A teacher in Wellesley, Mass., surprised his students - and probably their parents and a few fellow teachers - by giving a commencement speech in which he told them they were not special.
Some people are praising David McCullough Jr.; others are villifying him.
Thing is, he's right.
You see, if everyone is special, then no one is. If everyone gets a trophy, trophies become meaningless.
As a mom, I struggle with this every day. When my boys get a good grade, I praise them. "You're so smart!" I tell them. But I try to remember to tell them, also, "And you worked really hard, and your grades reflect that."
They are smart little boys. But if I allowed them to think that being smart was enough, I wouldn't be doing my job as a parent.
Because being smart isn't enough.
Showing up isn't enough.
Just being isn't enough.
You have to work hard to succeed. Is luck involved? Sure. A great idea, hard work and bad timing can mean failure. While a mediocre idea, not a lot of work and perfect timing can mean success. But what happens more than either is a great idea, hard work and timing that isn't bad.
Is it possible for any given person to be special? Of course. And McCullough recognizes that.
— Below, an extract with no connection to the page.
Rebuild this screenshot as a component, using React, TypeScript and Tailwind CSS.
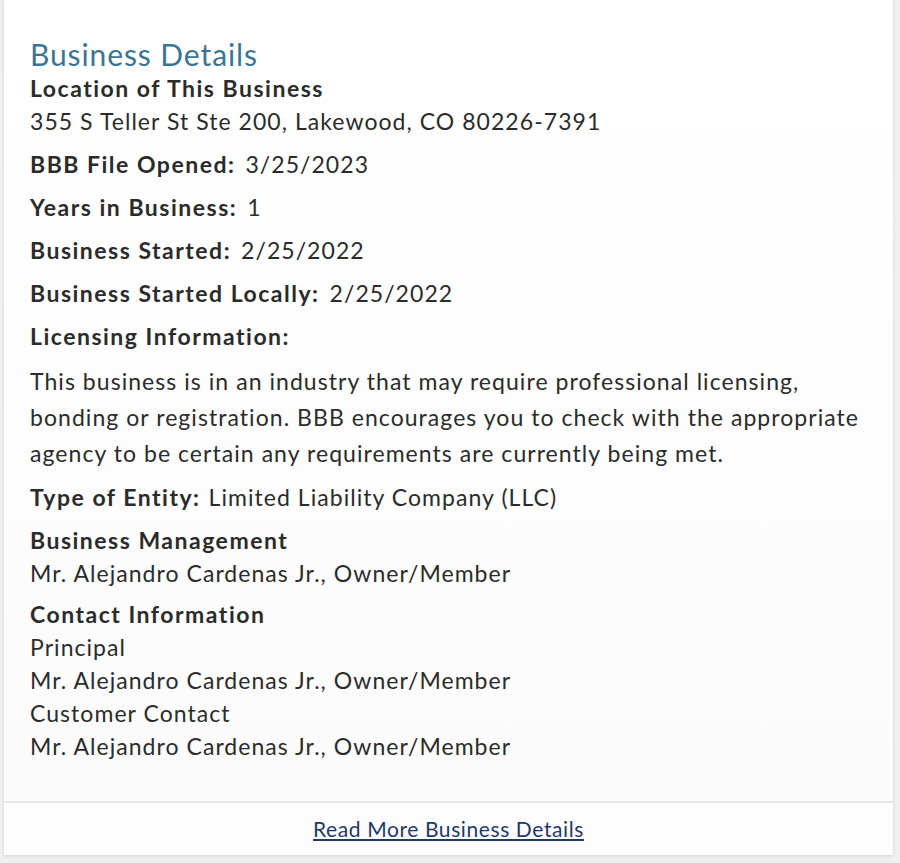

The fulfilling life, the distinctive life, the relevant life, is an achievement, not something that will fall into your lap because you’re a nice person or mommy ordered it from the caterer. You’ll note the founding fathers took pains to secure your inalienable right to life, liberty and the pursuit of happiness–quite an active verb, “pursuit”–which leaves, I should think, little time for lying around watching parrots rollerskate on Youtube.
While I might argue that watching parrots rollerskate on YouTube might be part of the pursuit of happiness (and without people wanting to do that, would YouTube ever have succeeded? I think not), he's right.
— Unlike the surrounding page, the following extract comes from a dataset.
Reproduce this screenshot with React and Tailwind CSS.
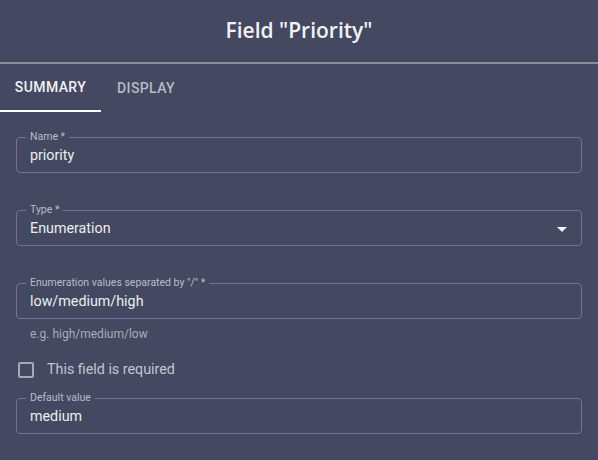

Failure is an important part of achievement. If you've never failed, how do you know when you've succeeded? If you always "succeed," how do you know when you've succeeded at something important?
As we raise our little ones, it's hard to look at them and not see how special they are. They are special to us - as well they should be. But that doesn't mean they will do special things. It is incumbent upon us to push them to succeed.
We need to hug them when they've failed and not say, "You did great!" but say, "We love you. And you'll get 'em next time!"
We need to encourage our children to believe they can achieve anything and everything. But not to expect they will without effort.
There have been several studies over recent years that show American students are more confident in their math abilities than students in other nations. That would be nice and all, if it weren't for the fact that the less-confident students scored higher on math assessments.
When you don't believe you're the best, you try harder to become the best.
It's the American Dream: Anyone can become rich, become famous, become president. But that Dream doesn't come with a guarantee. And the Dream also comes with a caveat: Work your butt off and this could happen. It won't happen if you're watching those parakeet videos.